The following is a comparison of global vs local analysis:

  • Global analysis:
    • Usually technically simpler than local analysis
    • May need extra work to model environments for unfinished programs
  • Local analysis:
    • More flexible in application
    • Technically harder: Need to allow unknown parameters, more side conditions

Flow insensitivity

Type systems are generally flow-insensitive meaning their analysis is independent of the ordering of sub-expressions - analysis results are unaffected by permuting statements.

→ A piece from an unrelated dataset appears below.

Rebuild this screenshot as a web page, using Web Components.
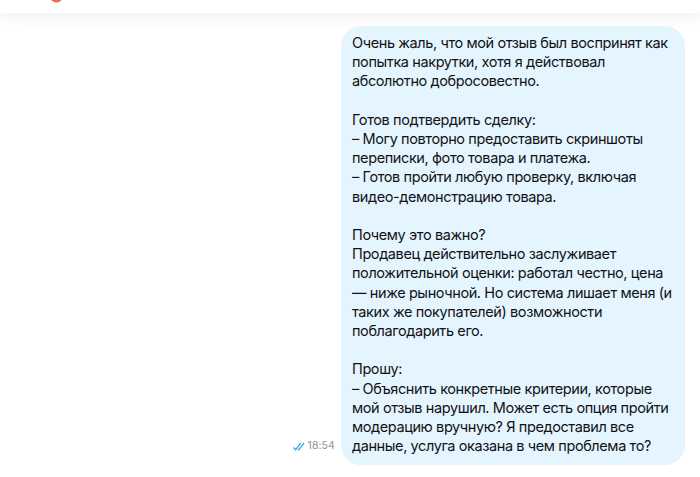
<!DOCTYPE html>
<html>
<head>
<meta charset="utf-8">
<style>
html, body { margin: 0; padding: 0; background: #fff; }
body { width: 700px; height: 477px; overflow: hidden; font-family: "Inter", "Noto Sans", sans-serif; }
</style>
</head>
<body>
<top-bar></top-bar>
<chat-message time="18:54">Очень жаль, что мой отзыв был воспринят как
попытка накрутки, хотя я действовал
абсолютно добросовестно.

Готов подтвердить сделку:
– Могу повторно предоставить скриншоты
переписки, фото товара и платежа.
– Готов пройти любую проверку, включая
видео-демонстрацию товара.

Почему это важно?
Продавец действительно заслуживает
положительной оценки: работал честно, цена
— ниже рыночной. Но система лишает меня (и
таких же покупателей) возможности
поблагодарить его.

Прошу:
– Объяснить конкретные критерии, которые
мой отзыв нарушил. Может есть опция пройти
модерацию вручную? Я предоставил все
данные, услуга оказана в чем проблема то?</chat-message>
<script>
class TopBar extends HTMLElement {
    constructor() {
        super();
        this.attachShadow({ mode: 'open' }).innerHTML = `
            <style>
                :host {
                    display: block;
                    height: 13px;
                    background: #fff;
                    box-shadow: 0 2px 16px rgba(0, 0, 0, 0.09);
                    overflow: hidden;
                }
                .logo {
                    display: block;
                    margin-left: 50px;
                    margin-top: -10px;
                }
            </style>
            <svg class="logo" width="13" height="13" viewBox="0 0 13 13">
                <circle cx="6.5" cy="6" r="6.5" fill="#f4674a"/>
            </svg>
        `;
    }
}
customElements.define('top-bar', TopBar);

class ChatMessage extends HTMLElement {
    constructor() {
        super();
        const time = this.getAttribute('time');
        this.attachShadow({ mode: 'open' }).innerHTML = `
            <style>
                :host {
                    display: flex;
                    justify-content: flex-end;
                    align-items: flex-end;
                    gap: 6px;
                    padding: 13px 15px 0 0;
                }
                .meta {
                    display: flex;
                    align-items: center;
                    gap: 3px;
                    margin-bottom: 12px;
                    font-size: 10.5px;
                    letter-spacing: 0.1px;
                    line-height: 14px;
                    color: #8f9296;
                }
                .meta svg { display: block; }
                .bubble {
                    box-sizing: border-box;
                    width: 344px;
                    height: 439px;
                    padding: 7px 11px;
                    background: #e5f5ff;
                    border-radius: 20px;
                    color: #111214;
                    font-size: 14.5px;
                    letter-spacing: -0.4px;
                    line-height: 19.2px;
                    white-space: pre;
                }
            </style>
            <div class="meta">
                <svg width="12" height="9" viewBox="0 0 12 9" fill="none" stroke="#2f9ff0" stroke-width="1.3">
                    <path d="M0.5 5.5L2.6 7.8L7.6 1.2"/>
                    <path d="M5 6.8L5.8 7.8L11 1.2"/>
                </svg>
                <span>${time}</span>
            </div>
            <div class="bubble"><slot></slot></div>
        `;
    }
}
customElements.define('chat-message', ChatMessage);
</script>
</body>
</html>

This attribute of type systems analysis is helpful for the following reasons:

  • No need for modeling a separate state for each sub-expression
  • Flow insensitive analyses are often very efficient and scalable

This is nice but, due to these attributes, type systems analysis can also be imprecise.

Flow sensitivity

Dataflow analysis in contrast is an example of flow-sensitive analysis. As rules produce new environments, the analysis of a sub-expression cannot take place until its environment is available. The analysis results in this case are dependent on the order of statements.

Path sensitivity

For path sensitive analysis using a type systems analysis, part of the environment now contains a predicate declaring under what conditions an expression is executed. Each sub-expression has different predicates defined at different decision points.

At points where control paths merge, different paths will still be denoted in the output results / final environment.

Symbolic execution is an example of a path-sensitive analysis. Path-sensitive analyses can be expensive, as there are an exponential number of paths to track. This program analyses are often implemented with backtracking, i.e. the exploration of one path until it ends and then starting another.